Week 15 Final Project - due for presentation in class
12/11 Last Class, review of installation


Wee 16 ALL Documentation Due for review on the blog
12/18 Check announcement on the blog for the list of related documentation

Course Description

New Media :: Making Art Interactive

The Interactive and the In-Tangible is the focus of this semester’s course. Through a series of explorations, we will experiment with interactive art as a form of experience, a creative process and a way of conceptualizing artistic ideas. We will introduce tangible media that spark an active dialogue between the physical and the virtual. Our explorations will emphasize the expressiveness of motion and the subtleness of gesture, the presence of emotion and affective experience in these new hybrid art forms. This course is about dynamic art, art that moves and moves you, art that evolves over time or changes your sense of time. It explores the “e? domain where interactivity and communication are introduced with the creative tools and languages of digital technologies and electronics.

Historic and contemporary concepts related to interactive sculpture, wearable art, responsive environments, physical computing, tangible media and autonomous entities are interwoven throughout this studio art course. Interdisciplinary by nature, The Interactive and the In-Tangible personalizes artistic investigations by exploring the relationship between the artist/s, the embodied idea and the interaction with the participant/s. You enter the loop within this hybrid context of digital and material media, essential to the nature and experience of your artful creation.

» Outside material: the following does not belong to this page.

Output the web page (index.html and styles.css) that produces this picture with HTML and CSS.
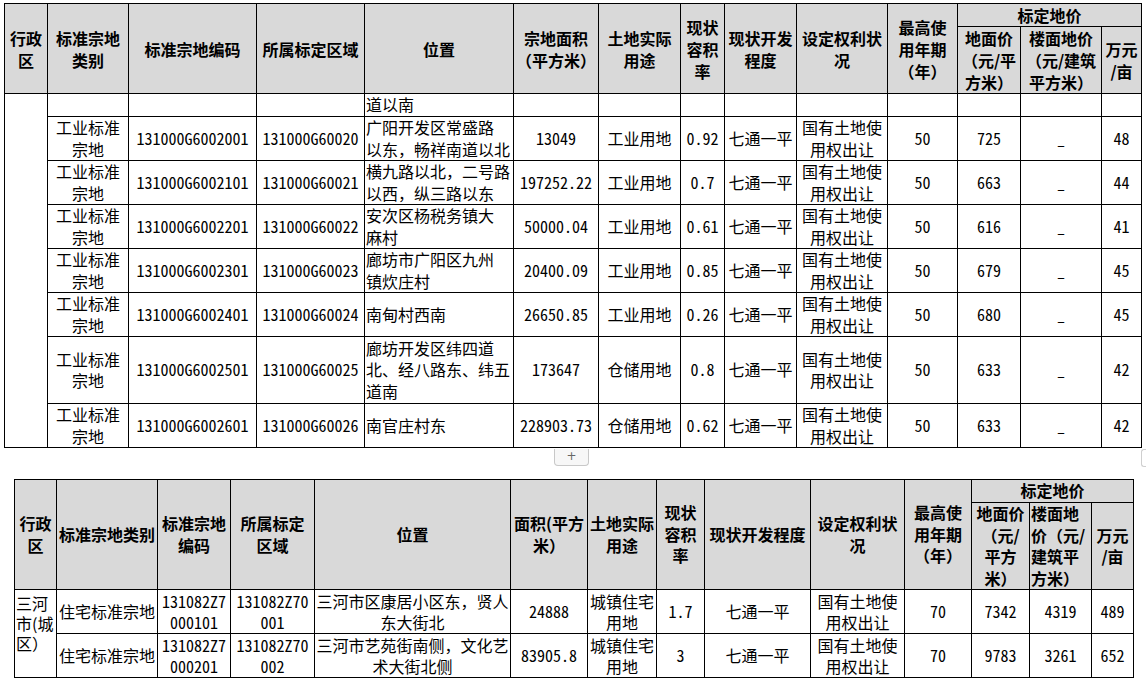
FILE: index.html
```html
<!DOCTYPE html>
<html lang="zh-CN">
<head>
<meta charset="utf-8">
<title>标定地价表</title>
<link rel="stylesheet" href="styles.css">
</head>
<body>
<div class="page">
  <table class="grid t1">
    <colgroup>
      <col><col><col><col><col><col><col><col><col><col><col><col><col><col>
    </colgroup>
    <thead>
      <tr class="h1">
        <th rowspan="2">行政<br>区</th>
        <th rowspan="2">标准宗地<br>类别</th>
        <th rowspan="2">标准宗地编码</th>
        <th rowspan="2">所属标定区域</th>
        <th rowspan="2">位置</th>
        <th rowspan="2">宗地面积<br>（平方米）</th>
        <th rowspan="2">土地实际<br>用途</th>
        <th rowspan="2">现状<br>容积<br>率</th>
        <th rowspan="2">现状开发<br>程度</th>
        <th rowspan="2">设定权利状<br>况</th>
        <th rowspan="2">最高使<br>用年期<br>（年）</th>
        <th colspan="3">标定地价</th>
      </tr>
      <tr class="h2">
        <th>地面价<br>（元/平<br>方米）</th>
        <th>楼面地价<br>（元/建筑<br>平方米）</th>
        <th>万元<br>/亩</th>
      </tr>
    </thead>
    <tbody>
      <tr class="r-short">
        <td rowspan="9"></td>
        <td></td><td></td><td></td>
        <td class="loc top">道以南</td>
        <td></td><td></td><td></td><td></td><td></td><td></td><td></td><td></td><td></td>
      </tr>
      <tr>
        <td>工业标准<br>宗地</td>
        <td class="num">131000G6002001</td>
        <td class="num">131000G60020</td>
        <td class="loc">广阳开发区常盛路<br>以东，畅祥南道以北</td>
        <td class="num">13049</td>
        <td>工业用地</td>
        <td class="num">0.92</td>
        <td>七通一平</td>
        <td>国有土地使<br>用权出让</td>
        <td class="num">50</td>
        <td class="num">725</td>
        <td class="num">_</td>
        <td class="num">48</td>
      </tr>
      <tr>
        <td>工业标准<br>宗地</td>
        <td class="num">131000G6002101</td>
        <td class="num">131000G60021</td>
        <td class="loc">横九路以北，二号路<br>以西，纵三路以东</td>
        <td class="num">197252.22</td>
        <td>工业用地</td>
        <td class="num">0.7</td>
        <td>七通一平</td>
        <td>国有土地使<br>用权出让</td>
        <td class="num">50</td>
        <td class="num">663</td>
        <td class="num">_</td>
        <td class="num">44</td>
      </tr>
      <tr>
        <td>工业标准<br>宗地</td>
        <td class="num">131000G6002201</td>
        <td class="num">131000G60022</td>
        <td class="loc">安次区杨税务镇大<br>麻村</td>
        <td class="num">50000.04</td>
        <td>工业用地</td>
        <td class="num">0.61</td>
        <td>七通一平</td>
        <td>国有土地使<br>用权出让</td>
        <td class="num">50</td>
        <td class="num">616</td>
        <td class="num">_</td>
        <td class="num">41</td>
      </tr>
      <tr>
        <td>工业标准<br>宗地</td>
        <td class="num">131000G6002301</td>
        <td class="num">131000G60023</td>
        <td class="loc">廊坊市广阳区九州<br>镇炊庄村</td>
        <td class="num">20400.09</td>
        <td>工业用地</td>
        <td class="num">0.85</td>
        <td>七通一平</td>
        <td>国有土地使<br>用权出让</td>
        <td class="num">50</td>
        <td class="num">679</td>
        <td class="num">_</td>
        <td class="num">45</td>
      </tr>
      <tr>
        <td>工业标准<br>宗地</td>
        <td class="num">131000G6002401</td>
        <td class="num">131000G60024</td>
        <td class="loc">南甸村西南</td>
        <td class="num">26650.85</td>
        <td>工业用地</td>
        <td class="num">0.26</td>
        <td>七通一平</td>
        <td>国有土地使<br>用权出让</td>
        <td class="num">50</td>
        <td class="num">680</td>
        <td class="num">_</td>
        <td class="num">45</td>
      </tr>
      <tr class="r-tall">
        <td>工业标准<br>宗地</td>
        <td class="num">131000G6002501</td>
        <td class="num">131000G60025</td>
        <td class="loc">廊坊开发区纬四道<br>北、经八路东、纬五<br>道南</td>
        <td class="num">173647</td>
        <td>仓储用地</td>
        <td class="num">0.8</td>
        <td>七通一平</td>
        <td>国有土地使<br>用权出让</td>
        <td class="num">50</td>
        <td class="num">633</td>
        <td class="num">_</td>
        <td class="num">42</td>
      </tr>
      <tr>
        <td>工业标准<br>宗地</td>
        <td class="num">131000G6002601</td>
        <td class="num">131000G60026</td>
        <td class="loc">南官庄村东</td>
        <td class="num">228903.73</td>
        <td>仓储用地</td>
        <td class="num">0.62</td>
        <td>七通一平</td>
        <td>国有土地使<br>用权出让</td>
        <td class="num">50</td>
        <td class="num">633</td>
        <td class="num">_</td>
        <td class="num">42</td>
      </tr>
    </tbody>
  </table>

  <div class="gap">
    <div class="add-btn">+</div>
    <div class="handle"></div>
  </div>

  <table class="grid t2">
    <colgroup>
      <col><col><col><col><col><col><col><col><col><col><col><col><col><col>
    </colgroup>
    <thead>
      <tr class="h1">
        <th rowspan="2">行政<br>区</th>
        <th rowspan="2">标准宗地类别</th>
        <th rowspan="2">标准宗地<br>编码</th>
        <th rowspan="2">所属标定<br>区域</th>
        <th rowspan="2">位置</th>
        <th rowspan="2">面积(平方<br>米）</th>
        <th rowspan="2">土地实际<br>用途</th>
        <th rowspan="2">现状<br>容积<br>率</th>
        <th rowspan="2">现状开发程度</th>
        <th rowspan="2">设定权利状<br>况</th>
        <th rowspan="2">最高使<br>用年期<br>（年）</th>
        <th colspan="3">标定地价</th>
      </tr>
      <tr class="h2">
        <th>地面价<br>（元/<br>平方<br>米）</th>
        <th class="lft">楼面地<br>价（元/<br>建筑平<br>方米）</th>
        <th>万元<br>/亩</th>
      </tr>
    </thead>
    <tbody>
      <tr>
        <td rowspan="2" class="loc top district">三河<br>市(城<br>区）</td>
        <td>住宅标准宗地</td>
        <td class="num">131082Z7<br>000101</td>
        <td class="num">131082Z70<br>001</td>
        <td>三河市区康居小区东，贤人<br>东大街北</td>
        <td class="num">24888</td>
        <td>城镇住宅<br>用地</td>
        <td class="num">1.7</td>
        <td>七通一平</td>
        <td>国有土地使<br>用权出让</td>
        <td class="num">70</td>
        <td class="num">7342</td>
        <td class="num">4319</td>
        <td class="num">489</td>
      </tr>
      <tr>
        <td>住宅标准宗地</td>
        <td class="num">131082Z7<br>000201</td>
        <td class="num">131082Z70<br>002</td>
        <td>三河市艺苑街南侧，文化艺<br>术大街北侧</td>
        <td class="num">83905.8</td>
        <td>城镇住宅<br>用地</td>
        <td class="num">3</td>
        <td>七通一平</td>
        <td>国有土地使<br>用权出让</td>
        <td class="num">70</td>
        <td class="num">9783</td>
        <td class="num">3261</td>
        <td class="num">652</td>
      </tr>
    </tbody>
  </table>
</div>
</body>
</html>
```

FILE: styles.css
```css
* {
  box-sizing: border-box;
}

body {
  margin: 0;
  background: #ffffff;
  color: #000000;
  font-family: "Noto Sans CJK SC", "Noto Sans", sans-serif;
  font-size: 16px;
}

.page {
  padding-top: 3px;
  display: flex;
  flex-direction: column;
  align-items: flex-start;
}

.grid {
  border-collapse: collapse;
  table-layout: fixed;
}

.grid th,
.grid td {
  border: 1px solid #000000;
  padding: 0;
  text-align: center;
  vertical-align: middle;
  white-space: nowrap;
  overflow: hidden;
}

.grid th {
  background: #d9d9d9;
  font-weight: 700;
}

.grid td {
  font-weight: 400;
}

.grid td.loc {
  text-align: left;
  padding-left: 1px;
}

.grid td.top {
  vertical-align: top;
}

.grid .num {
  font-feature-settings: "hwid" 1;
}

/* ---------- table 1 ---------- */
.t1 {
  margin-left: 4px;
  width: 1137px;
}

.t1 col:nth-child(1) { width: 43px; }
.t1 col:nth-child(2) { width: 81px; }
.t1 col:nth-child(3) { width: 128px; }
.t1 col:nth-child(4) { width: 108px; }
.t1 col:nth-child(5) { width: 149px; }
.t1 col:nth-child(6) { width: 85px; }
.t1 col:nth-child(7) { width: 82px; }
.t1 col:nth-child(8) { width: 44px; }
.t1 col:nth-child(9) { width: 72px; }
.t1 col:nth-child(10) { width: 91px; }
.t1 col:nth-child(11) { width: 70px; }
.t1 col:nth-child(12) { width: 63px; }
.t1 col:nth-child(13) { width: 81px; }
.t1 col:nth-child(14) { width: 40px; }

.t1 th {
  line-height: 22px;
}

.t1 .h1 {
  height: 21px;
}

.t1 .h2 {
  height: 67px;
}

.t1 td {
  line-height: 21.5px;
}

.t1 .r-short {
  height: 23px;
}

.t1 .r-tall {
  height: 67px;
}

/* ---------- gap with insert button ---------- */
.gap {
  width: 1146px;
  height: 31px;
  display: flex;
  align-items: flex-start;
}

.add-btn {
  margin-left: 554px;
  margin-top: 1px;
  width: 35px;
  height: 17px;
  border: 1px solid #c8c8c8;
  border-top: none;
  border-radius: 0 0 4px 4px;
  background: #f7f7f7;
  color: #666666;
  font-family: "DejaVu Sans", sans-serif;
  font-size: 12px;
  line-height: 15px;
  text-align: center;
}

.handle {
  margin-left: auto;
  margin-top: 1px;
  width: 5px;
  height: 18px;
  border: 1px solid #cfcfcf;
  border-right: none;
  border-radius: 3px 0 0 3px;
}

/* ---------- table 2 ---------- */
.t2 {
  margin-left: 14px;
  width: 1119px;
}

.t2 col:nth-child(1) { width: 42px; }
.t2 col:nth-child(2) { width: 101px; }
.t2 col:nth-child(3) { width: 73px; }
.t2 col:nth-child(4) { width: 84px; }
.t2 col:nth-child(5) { width: 196px; }
.t2 col:nth-child(6) { width: 77px; }
.t2 col:nth-child(7) { width: 69px; }
.t2 col:nth-child(8) { width: 48px; }
.t2 col:nth-child(9) { width: 106px; }
.t2 col:nth-child(10) { width: 94px; }
.t2 col:nth-child(11) { width: 67px; }
.t2 col:nth-child(12) { width: 58px; }
.t2 col:nth-child(13) { width: 62px; }
.t2 col:nth-child(14) { width: 42px; }

.t2 th {
  line-height: 21.5px;
}

.t2 th.lft {
  text-align: left;
  padding-left: 1px;
}

.t2 .h1 {
  height: 23px;
}

.t2 .h2 {
  height: 87px;
}

.t2 td {
  line-height: 21px;
  height: 44px;
}

.t2 td.district {
  line-height: 20px;
  padding-top: 3px;
}
```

A range of technologies and materials will be introduced to engage you in an artistic process of realizing your individual and collaborative ideas with physical and virtual media. You and all of the students will be asked to contribute to an evolving database of community resources and inspirations. Two research presentations, a series of artistic prototypes, two projects and one final presentation will provide opportunities for you to develop basic fluency with the process of developing your artistic language with programmable technology and interaction design.